**Given information**
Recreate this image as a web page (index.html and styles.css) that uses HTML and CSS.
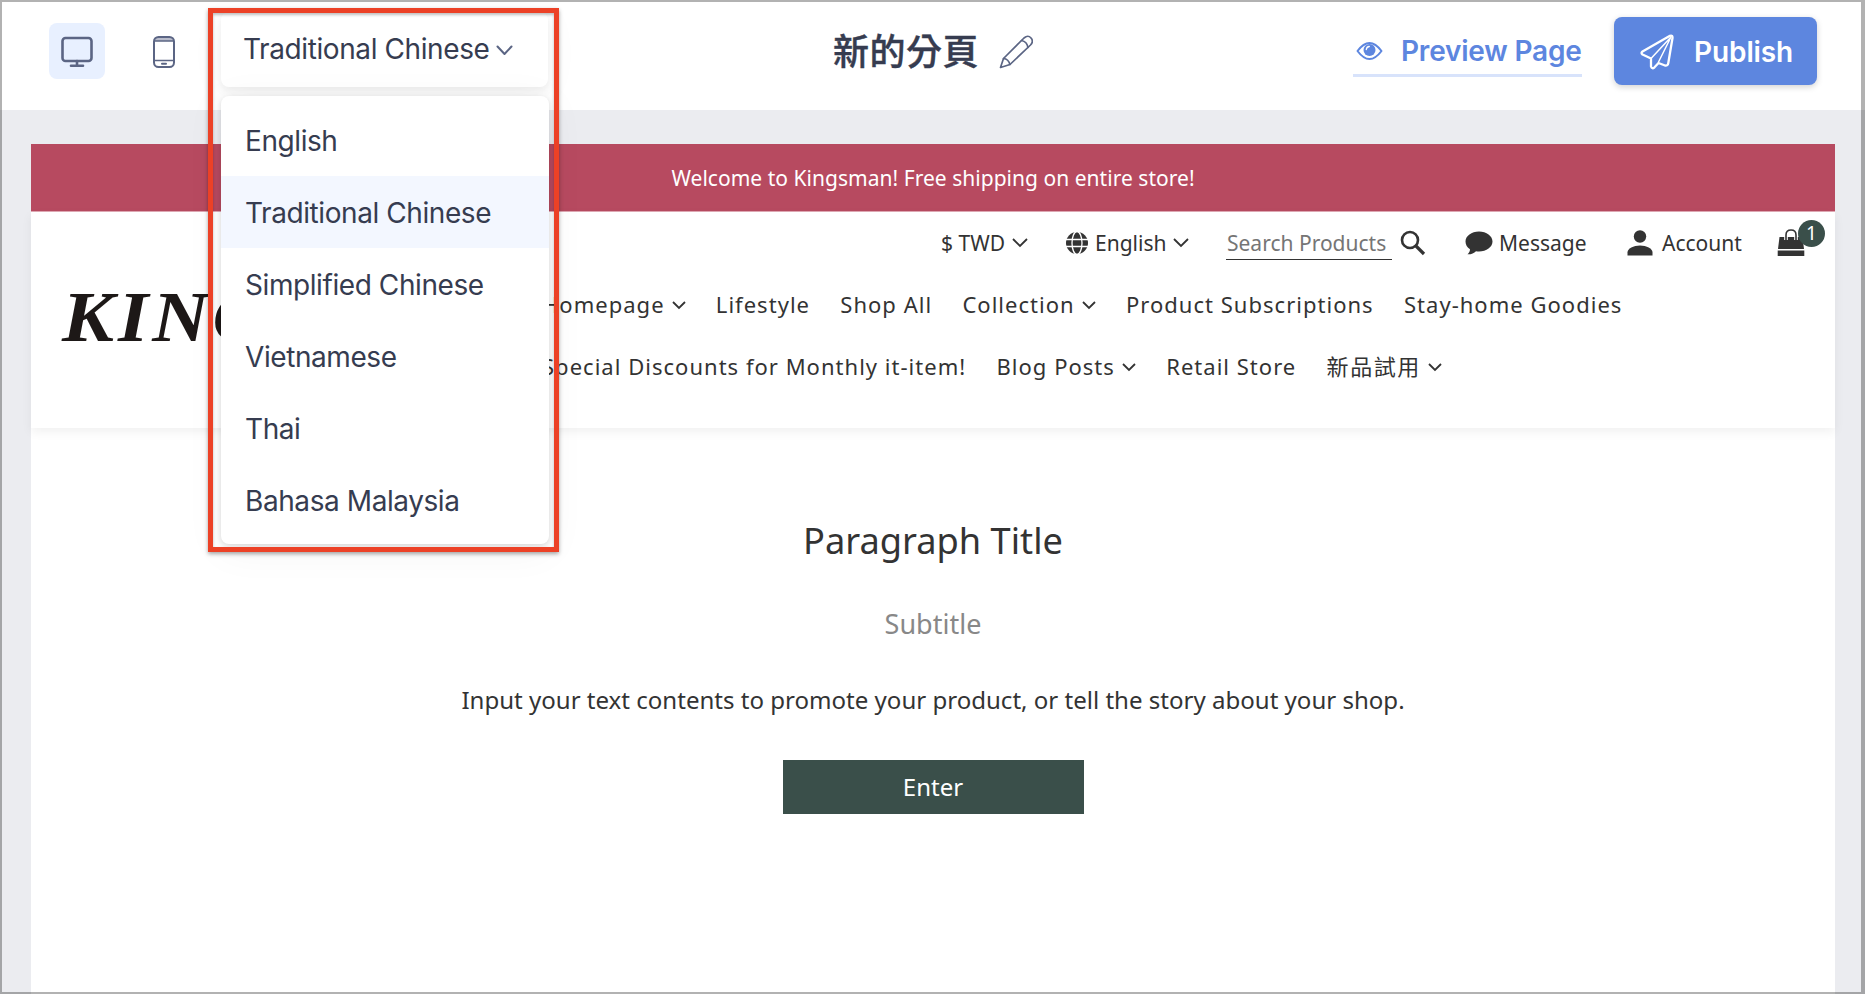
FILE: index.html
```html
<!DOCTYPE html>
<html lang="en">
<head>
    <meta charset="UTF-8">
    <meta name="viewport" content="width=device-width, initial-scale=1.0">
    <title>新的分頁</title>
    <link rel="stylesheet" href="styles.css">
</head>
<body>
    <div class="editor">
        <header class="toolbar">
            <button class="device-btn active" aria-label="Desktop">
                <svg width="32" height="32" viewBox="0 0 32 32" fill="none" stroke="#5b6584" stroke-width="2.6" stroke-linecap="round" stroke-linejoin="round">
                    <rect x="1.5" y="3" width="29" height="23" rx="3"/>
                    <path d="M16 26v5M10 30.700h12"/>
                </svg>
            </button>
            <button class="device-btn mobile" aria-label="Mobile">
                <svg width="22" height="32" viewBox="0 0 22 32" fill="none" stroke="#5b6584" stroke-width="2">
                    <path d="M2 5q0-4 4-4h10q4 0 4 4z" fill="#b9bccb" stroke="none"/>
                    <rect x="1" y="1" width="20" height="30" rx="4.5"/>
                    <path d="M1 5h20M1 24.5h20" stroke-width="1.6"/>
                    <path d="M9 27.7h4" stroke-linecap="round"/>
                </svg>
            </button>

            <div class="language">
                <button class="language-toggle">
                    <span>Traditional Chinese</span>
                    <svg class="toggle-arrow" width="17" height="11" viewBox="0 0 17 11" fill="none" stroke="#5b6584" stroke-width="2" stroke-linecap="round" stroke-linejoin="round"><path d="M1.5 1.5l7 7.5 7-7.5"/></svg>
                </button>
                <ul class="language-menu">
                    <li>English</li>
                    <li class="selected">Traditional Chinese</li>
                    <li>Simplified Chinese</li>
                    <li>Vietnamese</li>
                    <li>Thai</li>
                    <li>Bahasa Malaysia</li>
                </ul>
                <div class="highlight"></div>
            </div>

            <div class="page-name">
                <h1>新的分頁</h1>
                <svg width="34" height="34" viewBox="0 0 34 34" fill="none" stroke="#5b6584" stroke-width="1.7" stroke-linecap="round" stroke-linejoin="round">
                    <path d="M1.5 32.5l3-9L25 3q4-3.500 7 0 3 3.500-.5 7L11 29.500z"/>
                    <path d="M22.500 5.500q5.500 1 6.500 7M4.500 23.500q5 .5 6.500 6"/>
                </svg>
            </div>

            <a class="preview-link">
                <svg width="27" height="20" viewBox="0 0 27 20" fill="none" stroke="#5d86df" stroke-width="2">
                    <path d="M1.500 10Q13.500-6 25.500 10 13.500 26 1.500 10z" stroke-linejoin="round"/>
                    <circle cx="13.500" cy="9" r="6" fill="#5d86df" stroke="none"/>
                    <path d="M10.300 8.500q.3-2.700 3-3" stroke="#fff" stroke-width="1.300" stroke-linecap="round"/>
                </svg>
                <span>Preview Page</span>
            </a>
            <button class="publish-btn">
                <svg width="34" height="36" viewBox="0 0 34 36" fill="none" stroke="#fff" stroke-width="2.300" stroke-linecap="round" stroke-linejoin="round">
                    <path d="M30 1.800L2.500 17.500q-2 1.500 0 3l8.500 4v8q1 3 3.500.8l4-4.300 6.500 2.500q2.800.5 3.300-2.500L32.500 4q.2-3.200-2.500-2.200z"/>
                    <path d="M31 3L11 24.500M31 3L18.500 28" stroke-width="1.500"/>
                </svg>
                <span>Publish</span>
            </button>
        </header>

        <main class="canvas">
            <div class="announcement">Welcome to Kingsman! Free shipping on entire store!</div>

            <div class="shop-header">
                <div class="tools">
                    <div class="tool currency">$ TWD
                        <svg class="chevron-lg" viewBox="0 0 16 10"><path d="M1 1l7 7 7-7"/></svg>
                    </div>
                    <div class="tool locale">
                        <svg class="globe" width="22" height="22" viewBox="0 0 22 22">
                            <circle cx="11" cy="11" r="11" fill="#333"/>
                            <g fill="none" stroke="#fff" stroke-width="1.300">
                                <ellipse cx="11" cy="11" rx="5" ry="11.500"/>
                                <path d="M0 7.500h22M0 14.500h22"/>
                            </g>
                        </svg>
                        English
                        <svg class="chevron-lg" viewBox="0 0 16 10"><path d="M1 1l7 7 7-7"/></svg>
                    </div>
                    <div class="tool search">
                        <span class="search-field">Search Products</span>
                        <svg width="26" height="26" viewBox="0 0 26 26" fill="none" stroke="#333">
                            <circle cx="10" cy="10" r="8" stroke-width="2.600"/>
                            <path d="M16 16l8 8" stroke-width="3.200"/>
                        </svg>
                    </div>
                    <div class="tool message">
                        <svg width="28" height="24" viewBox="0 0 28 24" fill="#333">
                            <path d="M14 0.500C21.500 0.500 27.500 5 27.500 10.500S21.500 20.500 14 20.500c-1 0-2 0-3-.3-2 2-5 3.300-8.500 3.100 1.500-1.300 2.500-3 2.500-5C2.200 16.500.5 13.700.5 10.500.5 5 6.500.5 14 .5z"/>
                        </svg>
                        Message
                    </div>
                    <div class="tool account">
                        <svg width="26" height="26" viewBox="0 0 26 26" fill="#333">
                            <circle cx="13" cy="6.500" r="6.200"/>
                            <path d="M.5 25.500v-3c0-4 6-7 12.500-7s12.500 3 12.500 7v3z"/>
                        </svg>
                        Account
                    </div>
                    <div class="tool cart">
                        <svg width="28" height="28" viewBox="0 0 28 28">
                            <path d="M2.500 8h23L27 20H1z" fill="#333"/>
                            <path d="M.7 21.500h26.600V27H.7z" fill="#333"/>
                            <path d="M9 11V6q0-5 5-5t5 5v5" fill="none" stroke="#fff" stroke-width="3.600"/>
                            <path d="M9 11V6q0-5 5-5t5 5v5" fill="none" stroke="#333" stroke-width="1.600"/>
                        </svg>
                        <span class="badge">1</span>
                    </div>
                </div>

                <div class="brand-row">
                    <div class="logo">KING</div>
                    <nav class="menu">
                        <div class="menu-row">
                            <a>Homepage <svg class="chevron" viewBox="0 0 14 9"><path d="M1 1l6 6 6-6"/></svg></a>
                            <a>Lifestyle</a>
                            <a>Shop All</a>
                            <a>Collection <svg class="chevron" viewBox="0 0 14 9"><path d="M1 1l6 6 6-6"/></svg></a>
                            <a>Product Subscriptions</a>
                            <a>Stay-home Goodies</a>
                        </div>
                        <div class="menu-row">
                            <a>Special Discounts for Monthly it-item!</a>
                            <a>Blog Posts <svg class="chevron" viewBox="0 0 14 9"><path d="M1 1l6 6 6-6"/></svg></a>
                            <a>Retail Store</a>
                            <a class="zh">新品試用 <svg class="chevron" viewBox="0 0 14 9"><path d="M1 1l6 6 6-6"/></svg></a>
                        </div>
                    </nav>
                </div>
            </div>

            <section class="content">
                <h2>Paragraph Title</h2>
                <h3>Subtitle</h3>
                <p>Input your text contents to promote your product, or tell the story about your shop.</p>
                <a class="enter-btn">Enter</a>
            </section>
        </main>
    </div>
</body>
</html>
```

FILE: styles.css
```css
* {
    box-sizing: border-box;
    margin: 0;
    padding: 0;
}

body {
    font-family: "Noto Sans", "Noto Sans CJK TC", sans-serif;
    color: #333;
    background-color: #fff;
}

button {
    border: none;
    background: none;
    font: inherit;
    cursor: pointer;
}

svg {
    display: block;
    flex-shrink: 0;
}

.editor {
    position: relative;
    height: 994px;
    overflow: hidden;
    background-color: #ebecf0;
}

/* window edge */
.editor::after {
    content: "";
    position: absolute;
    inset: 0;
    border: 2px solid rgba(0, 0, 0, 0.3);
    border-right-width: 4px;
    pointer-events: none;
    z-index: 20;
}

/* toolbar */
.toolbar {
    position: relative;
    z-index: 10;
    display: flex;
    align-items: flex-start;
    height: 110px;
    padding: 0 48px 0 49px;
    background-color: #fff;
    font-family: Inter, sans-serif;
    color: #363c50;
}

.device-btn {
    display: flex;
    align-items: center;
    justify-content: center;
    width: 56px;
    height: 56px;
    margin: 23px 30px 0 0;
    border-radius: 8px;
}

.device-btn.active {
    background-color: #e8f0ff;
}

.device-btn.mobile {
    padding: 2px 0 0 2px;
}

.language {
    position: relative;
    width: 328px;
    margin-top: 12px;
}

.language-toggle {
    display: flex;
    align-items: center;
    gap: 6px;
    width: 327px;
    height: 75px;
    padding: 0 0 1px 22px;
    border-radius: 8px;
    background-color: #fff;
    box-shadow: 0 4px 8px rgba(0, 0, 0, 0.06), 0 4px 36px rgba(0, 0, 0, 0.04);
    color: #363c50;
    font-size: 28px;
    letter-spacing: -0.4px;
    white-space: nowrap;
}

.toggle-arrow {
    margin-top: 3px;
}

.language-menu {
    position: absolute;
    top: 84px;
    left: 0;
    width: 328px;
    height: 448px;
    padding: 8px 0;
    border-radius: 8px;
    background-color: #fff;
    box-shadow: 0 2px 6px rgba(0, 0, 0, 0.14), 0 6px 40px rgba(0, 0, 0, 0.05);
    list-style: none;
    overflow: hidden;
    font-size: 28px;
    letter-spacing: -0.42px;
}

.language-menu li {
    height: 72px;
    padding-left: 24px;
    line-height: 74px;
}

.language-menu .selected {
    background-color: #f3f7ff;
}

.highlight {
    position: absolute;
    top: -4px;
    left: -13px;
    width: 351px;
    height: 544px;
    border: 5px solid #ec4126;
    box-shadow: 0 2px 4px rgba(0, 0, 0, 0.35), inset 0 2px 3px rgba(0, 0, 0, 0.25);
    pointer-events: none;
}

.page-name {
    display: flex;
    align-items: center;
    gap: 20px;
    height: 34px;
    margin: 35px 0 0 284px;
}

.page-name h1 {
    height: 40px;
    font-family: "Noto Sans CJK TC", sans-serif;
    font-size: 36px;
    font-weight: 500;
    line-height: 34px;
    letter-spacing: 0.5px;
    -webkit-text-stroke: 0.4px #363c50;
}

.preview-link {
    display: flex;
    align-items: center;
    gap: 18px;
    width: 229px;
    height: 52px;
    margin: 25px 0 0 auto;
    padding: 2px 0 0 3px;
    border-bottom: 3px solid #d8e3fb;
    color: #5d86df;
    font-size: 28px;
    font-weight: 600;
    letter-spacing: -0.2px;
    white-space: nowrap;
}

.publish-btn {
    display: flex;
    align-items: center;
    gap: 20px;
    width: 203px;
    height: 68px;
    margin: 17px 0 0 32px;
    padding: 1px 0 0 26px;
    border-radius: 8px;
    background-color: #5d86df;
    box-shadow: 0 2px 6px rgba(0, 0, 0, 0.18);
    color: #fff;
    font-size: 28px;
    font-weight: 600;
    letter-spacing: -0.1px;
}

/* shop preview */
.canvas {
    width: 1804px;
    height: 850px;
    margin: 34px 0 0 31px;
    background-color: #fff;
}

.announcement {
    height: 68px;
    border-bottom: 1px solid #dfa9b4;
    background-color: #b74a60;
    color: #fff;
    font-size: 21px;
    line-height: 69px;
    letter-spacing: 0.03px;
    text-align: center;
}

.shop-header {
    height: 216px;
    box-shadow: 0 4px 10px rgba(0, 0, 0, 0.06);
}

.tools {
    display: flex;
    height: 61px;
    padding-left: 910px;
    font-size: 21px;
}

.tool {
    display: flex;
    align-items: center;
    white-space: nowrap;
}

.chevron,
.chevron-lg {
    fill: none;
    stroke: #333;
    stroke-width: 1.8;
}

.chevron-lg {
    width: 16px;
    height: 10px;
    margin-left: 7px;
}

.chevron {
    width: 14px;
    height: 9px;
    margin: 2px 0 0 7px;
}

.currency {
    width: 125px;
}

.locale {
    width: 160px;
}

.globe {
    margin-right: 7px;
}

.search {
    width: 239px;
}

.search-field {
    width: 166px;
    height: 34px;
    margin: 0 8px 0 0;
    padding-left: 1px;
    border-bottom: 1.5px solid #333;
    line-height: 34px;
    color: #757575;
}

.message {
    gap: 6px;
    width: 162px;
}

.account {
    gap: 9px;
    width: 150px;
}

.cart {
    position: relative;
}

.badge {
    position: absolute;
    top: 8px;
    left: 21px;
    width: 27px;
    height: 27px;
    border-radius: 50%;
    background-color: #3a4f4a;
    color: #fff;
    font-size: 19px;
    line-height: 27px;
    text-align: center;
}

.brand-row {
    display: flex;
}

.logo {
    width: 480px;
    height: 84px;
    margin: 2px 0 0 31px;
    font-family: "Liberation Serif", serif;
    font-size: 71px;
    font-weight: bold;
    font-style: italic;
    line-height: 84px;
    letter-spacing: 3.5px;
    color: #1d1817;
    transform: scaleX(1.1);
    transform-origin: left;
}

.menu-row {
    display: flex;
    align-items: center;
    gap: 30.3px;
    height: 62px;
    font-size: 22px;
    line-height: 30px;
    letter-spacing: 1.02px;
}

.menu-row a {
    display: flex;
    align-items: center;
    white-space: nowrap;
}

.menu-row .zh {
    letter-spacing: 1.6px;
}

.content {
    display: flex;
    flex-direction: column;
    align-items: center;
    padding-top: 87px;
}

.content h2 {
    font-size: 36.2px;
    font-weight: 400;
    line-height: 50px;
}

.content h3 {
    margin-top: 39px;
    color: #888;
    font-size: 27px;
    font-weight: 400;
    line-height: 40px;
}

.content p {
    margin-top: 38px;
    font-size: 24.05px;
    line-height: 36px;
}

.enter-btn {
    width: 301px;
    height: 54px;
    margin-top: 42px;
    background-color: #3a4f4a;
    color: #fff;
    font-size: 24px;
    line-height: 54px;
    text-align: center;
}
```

**Given request**
Copy out every line holding the string "styles".

**Full response**
Recreate this image as a web page (index.html and styles.css) that uses HTML and CSS.
    <link rel="stylesheet" href="styles.css">
FILE: styles.css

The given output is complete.